Last Wednesday, during your regularly scheduled edition of the Cape Breton Spectator, I reported in some detail on the planning department’s presentation to CBRM council of the updated Municipal Planning Strategy and Land Use By-law.
Except for a side bar on rooming houses, the story relied entirely on what planners told council about the new documents—I skimmed both but didn’t do the kind of deep dive I usually like to do. I have no excuse other than SUMMER.
Afterwards, I heard from a reader who had done a much deeper dive into the new documents than I had and who raised a few questions that should have occurred to me but did not, beginning with this one: why did the CBRM schedule a public hearing on documents completely overhauling its planning strategy and land use by-law for an evening in the middle of July?
The date—tomorrow, July 20 at 6:00 PM—seems purposely chosen to ensure minimal public input. I put the question to the planning department and received the following response from director Michael Ruus:
The last round of the public engagement was originally intended to be completed in the fall of 2022 with the final adoption process occurring towards the end of the calendar year. Due to the impacts of Hurricane Fiona, the last round of engagement was delayed to the Spring. Council, the consulting team, and staff have made every effort to compete the project in the timeliest fashion conscious of housing pressures and other current challenges in our communities.

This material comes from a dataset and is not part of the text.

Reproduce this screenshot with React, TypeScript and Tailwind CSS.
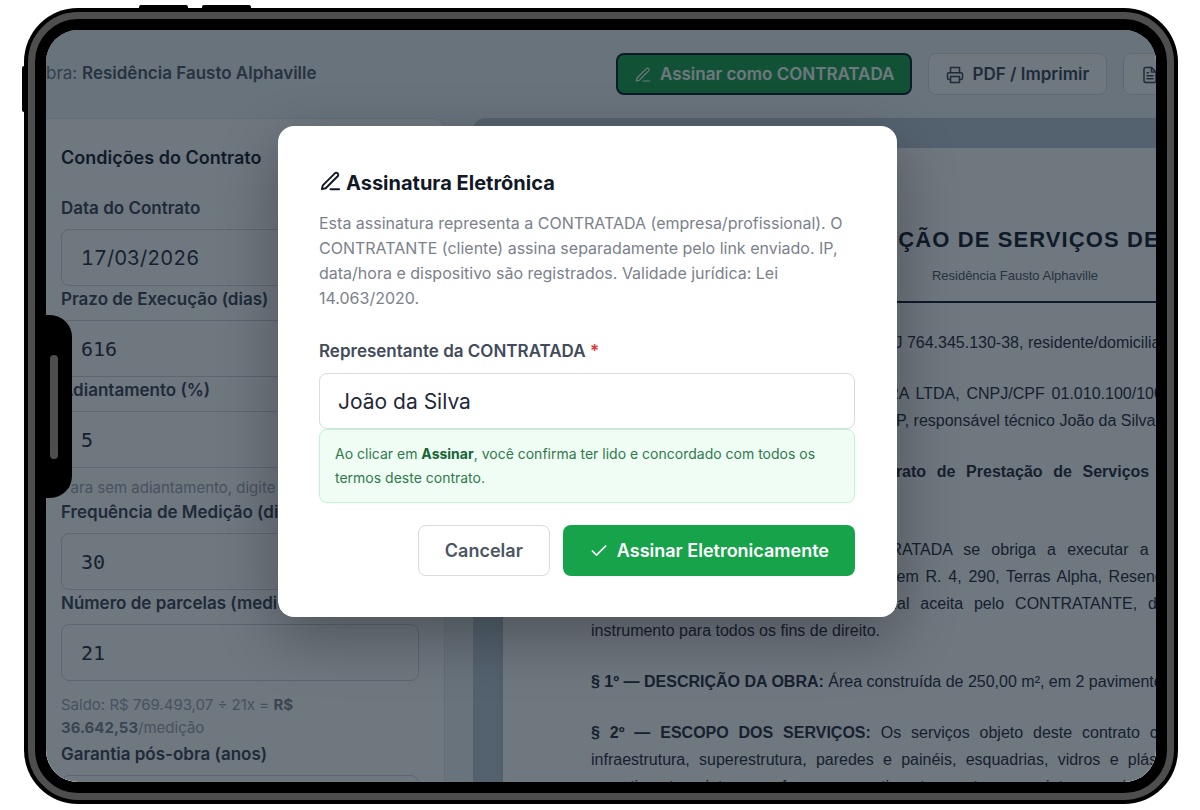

I actually understand this—as I’ve noted elsewhere, for the past two years, since the Cape Breton Forward project was launched, almost any issue related to planning has been deferred to completion of the revision of these documents. That means many people have been left hanging, waiting for the CBRM to decide that the thing they want to do (build a granny suite, add a second RV or residential unit to a rural lot, create a private road) is permissible.
I see it as a case of competing goods.
Residents have had a couple of months to familiarize themselves with the draft documents and their input didn’t need to be offered in person—it could have been presented in the form of an email (the deadline was Monday) and an email can be composed and sent from pretty much anywhere these days.
Moreover, there’s no guarantee that had the Public Hearing been scheduled for September it would have been better attended (and yes, I am assuming tomorrow’s meeting will not be well attended, perhaps I will be proven wrong). Getting people interested in issues like planning and land-use when they are not actually in the process of building a house, opening a business or protesting the opening of a business is a hard nut to crack and it would probably be unreasonable to have expected the CBRM Forward consultants to have cracked it single-handedly.
Senior planner Karen Neville, in presenting the revised documents to council, said they would be reviewed after a year to ensure they were “working.” That review will look at how the documents have performed in the real world and (presumably) result in any necessary tweaks or amendments, although as a process, this is definitely not as good as having engaged citizens read your documents and flag potential problems before they become law. I’m put in mind of CBRM resident Joe Ward’s catch on the Taxi By-law, where he pointed out that the draft had inadvertently permitted surge pricing and as it happens, I have an example of a resident spotting a problem with the Land Use By-law, too.
The View
I would like to say that resident was me, but it was not—it was a reader, who pointed out to me that while council was told all four currently protected North End view planes (allowing unrestricted views of the harbor) had been carried over into the new Land Use By-law, the actual by-law said this:
I asked the planning department about the missing view planes and was told by director Ruus that this had been:
…an oversight between versions of the document and the Waterfront Overlay has been updated to ensure development on the Sydney Waterfront does not inhibit views to the water from the streets originally identified in the North End Sydney Secondary Plan. The overall approach is based on the design principles from the Sydney Harbourfront Conceptual Vision & Design.
The updated list looks like this:
So, this story has a happy ending, but it does make you wonder about other potential “oversights” in these documents, which boiled over 300 pages of regulations into 150.
I should point out that the reader in question was generally bullish on the overhauled documents but felt the devil could be in the details and the details hadn’t been given sufficient public scrutiny.
As someone who tries to scrutinize things on behalf of the public, I realize I’ve kind of dropped the ball on this one and I’m resolved to pay closer attention next year, when the new by-law is revisited.
And that’s really all I had to say, other than to remind you that the Public Hearing on the new Municipal Planning Strategy and Land Use By-law is tomorrow (Thursday) July 20 at 6:oo PM at the Civic Centre.